Corporate directors must lead the way by personally participating in FCPA training sessions, by educating themselves outside the boardroom and by demonstrating their deep commitment to a proactive culture of compliance.
Enforcement measures
For almost two decades after its enactment in 1977, there was only sporadic enforcement of the new law, and the United States largely stood alone in attempting to exemplify strong ethical core values in international business relations. In 1994 the Organization for Economic Co-Operation and Development (OECD) agreed to take “concrete measures … to combat bribery of foreign officials,” and in 1997 the Convention on Combating Bribery of Foreign Public Officials in International Business Transactions was completed. The U.K. passed its even broader scoped Bribery Act in 2010.
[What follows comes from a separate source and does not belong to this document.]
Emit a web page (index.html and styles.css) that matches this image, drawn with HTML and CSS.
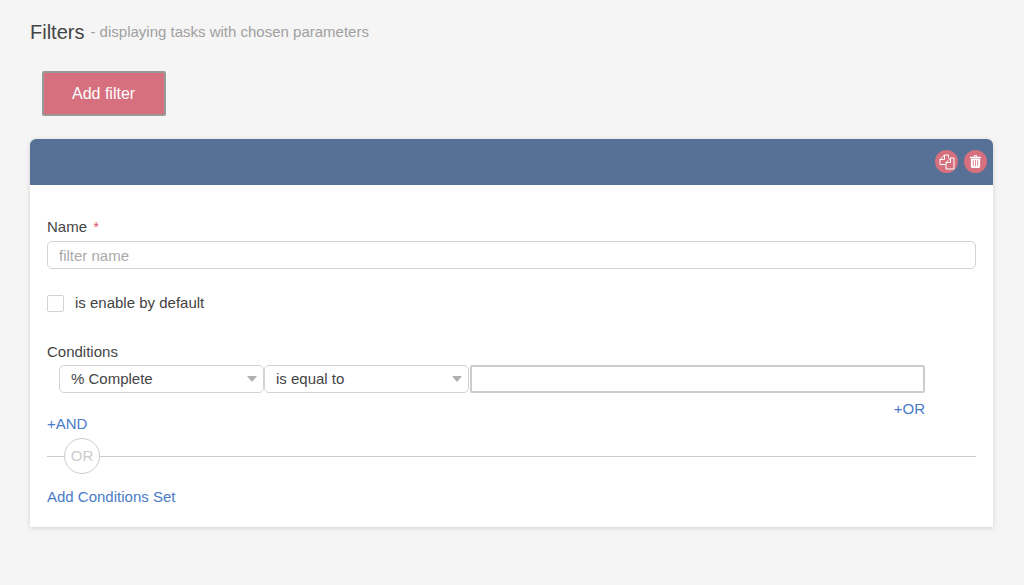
FILE: index.html
```
<!DOCTYPE html>
<html lang="en">
<head>
  <meta charset="UTF-8">
  <meta name="viewport" content="width=device-width, initial-scale=1.0">
  <title>Filters</title>
  <link rel="stylesheet" href="styles.css">
</head>
<body>
  <main class="page">
    <div class="page-header">
      <h1>Filters</h1>
      <span class="subtitle">- displaying tasks with chosen parameters</span>
    </div>
    <button type="button" class="btn-add">Add filter</button>

    <form class="filter-card">
      <div class="filter-header">
        <button type="button" class="btn-icon" aria-label="Copy filter">
          <svg class="icon-copy" viewBox="0 0 16 16"><path d="M6.500 10.500h-5.500V5.500L5.500 1h4v3M5.500 1v4.500H1M11 4h4v11H7V8.500L11.500 4v4.500H7"/></svg>
        </button>
        <button type="button" class="btn-icon" aria-label="Delete filter">
          <svg class="icon-trash" viewBox="0 0 12 14"><path fill-rule="evenodd" d="M4 2l.5-1.3Q4.700 0 5.300 0h1.400q.6 0 .8.700L8 2h3.500q.5 0 .5.500V3.500H0V2.500Q0 2 .5 2zM5 2h2l-.3-1H5.300zM1 4h10v8.400Q11 14 9.700 14H2.300Q1 14 1 12.400zM3.200 5.500v6.500h.8V5.500zM5.600 5.500v6.500h.8V5.500zM8 5.500v6.500h.8V5.500z"/></svg>
        </button>
      </div>

      <div class="filter-body">
        <div class="form-field">
          <label for="filter-name">Name <span class="required">*</span></label>
          <input type="text" id="filter-name" name="name" class="form-control" placeholder="filter name">
        </div>

        <div class="form-check">
          <input type="checkbox" id="enabled" name="enabled">
          <label for="enabled">is enable by default</label>
        </div>

        <fieldset class="conditions">
          <legend>Conditions</legend>
          <div class="condition-row">
            <select class="form-control" name="field" aria-label="Field">
              <option>% Complete</option>
            </select>
            <select class="form-control" name="operator" aria-label="Operator">
              <option>is equal to</option>
            </select>
            <input type="text" class="condition-value" name="value" aria-label="Value">
          </div>
          <div class="condition-or"><a href="#">+OR</a></div>
          <div class="condition-and"><a href="#">+AND</a></div>
        </fieldset>

        <div class="separator"><span>OR</span></div>
        <div class="add-set"><a href="#">Add Conditions Set</a></div>
      </div>
    </form>
  </main>
</body>
</html>
```
FILE: styles.css
```
* { box-sizing: border-box; }
body {
  margin: 0;
  background: #f5f5f5;
  color: #444;
  font-family: "Liberation Sans", Arial, sans-serif;
  font-size: 15px;
  line-height: 18px;
}
button, input, select { font: inherit; color: inherit; }
a { color: #4a7bc8; text-decoration: none; }
a:hover { text-decoration: underline; }

.page { padding: 20px 31px 32px 30px; }
.page-header { display: flex; align-items: center; gap: 6px; line-height: 24px; }
.page-header h1 { margin: 0; font-size: 20px; font-weight: normal; }
.subtitle { color: #a0a0a0; }
.btn-add {
  display: block;
  margin: 27px 0 23px 12px;
  padding: 12px 29px 11px 28px;
  border: 2px solid #999;
  border-radius: 2px;
  background: #d6707f;
  color: #fff;
  font-size: 16px;
  cursor: pointer;
}

/* Card */
.filter-card { background: #fff; border-radius: 6px 6px 0 0; box-shadow: 0 1px 5px rgba(0, 0, 0, 0.15); }
.filter-header {
  display: flex;
  justify-content: flex-end;
  align-items: center;
  gap: 6px;
  padding: 11px 6px 12px;
  border-radius: 6px 6px 0 0;
  background: #577196;
}
.btn-icon {
  display: flex;
  justify-content: center;
  align-items: center;
  width: 23px;
  height: 23px;
  padding: 0;
  border: none;
  border-radius: 50%;
  background: #d6707f;
  cursor: pointer;
}
.icon-copy { width: 16px; height: 16px; fill: none; stroke: #fff; stroke-linejoin: round; }
.icon-trash { width: 13px; height: 13px; fill: #fff; }
.filter-body { padding: 33px 17px 23px; }

/* Fields */
.form-field label { display: block; margin-bottom: 5px; }
.required { margin-left: 2px; color: #dd5c70; }
.form-control {
  width: 100%;
  height: 28px;
  padding: 0 11px;
  border: 1px solid #d2d2d2;
  border-radius: 5px;
  background: #fff;
}
.form-control::placeholder { color: #aaa; }
.form-check { display: flex; align-items: center; gap: 11px; margin-top: 25px; }
.form-check input {
  appearance: none;
  width: 17px;
  height: 17px;
  margin: 0;
  border: 1px solid #d2d2d2;
  border-radius: 2px;
}
.form-check input:checked { background: #577196; }

/* Conditions */
.conditions { min-width: 0; margin: 31px 0 0; padding: 0; border: none; }
.conditions legend { margin-bottom: 4px; padding: 0; }
.condition-row {
  display: grid;
  grid-template-columns: 205px 205px 1fr;
  margin: 0 51px 0 12px;
}
.condition-row select {
  appearance: none;
  background: #fff url("data:image/svg+xml,%3Csvg xmlns='http://www.w3.org/2000/svg' width='10' height='6'%3E%3Cpath d='M0 0h10L5 6z' fill='%23b0b0b0'/%3E%3C/svg%3E") no-repeat right 6px center;
}
.condition-value {
  min-width: 0;
  height: 28px;
  margin-left: 1px;
  padding: 0 8px;
  border: 2px solid #ccc;
  border-radius: 2px;
}
.condition-or, .condition-and, .add-set { line-height: 15px; }
.condition-or { margin: 8px 51px 0 0; text-align: right; }
.separator { display: flex; align-items: center; margin-top: 7px; }
.separator::before, .separator::after { content: ""; height: 1px; background: #ccc; }
.separator::before { width: 17px; }
.separator::after { flex: 1; }
.separator span {
  width: 36px;
  border: 1px solid #ccc;
  border-radius: 50%;
  color: #ccc;
  line-height: 34px;
  text-align: center;
}
.add-set { margin-top: 15px; }
```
While enforcement of the FCPA increased significantly over the past 20 years, with many prominent cases that have received widespread public attention, it is difficult to say conclusively that corruption has in fact been reduced. This is partly because corruption is notoriously difficult to measure. One of the most comprehensive studies (by Grant Nicholas Margeson at the University of Texas at Austin in 2014) taking an in-depth look at the impact of FCPA enforcement actions in Mexico, Venezuela, Thailand, Nigeria, Kazakhstan, Indonesia, India, China, Brazil and Argentina “was unable to find that FCPA enforcement action has reduced corruption levels in those targeted countries.”
That said, a law’s “success” may come down to one’s definition of success. There is no question that the FCPA has had a significant — and positive — impact on the ways that international corporations conduct themselves and has discouraged unethical behavior at many corporations, all while creating a heightened awareness in boardrooms around the world for taking responsibility to prevent and monitor illegal conduct.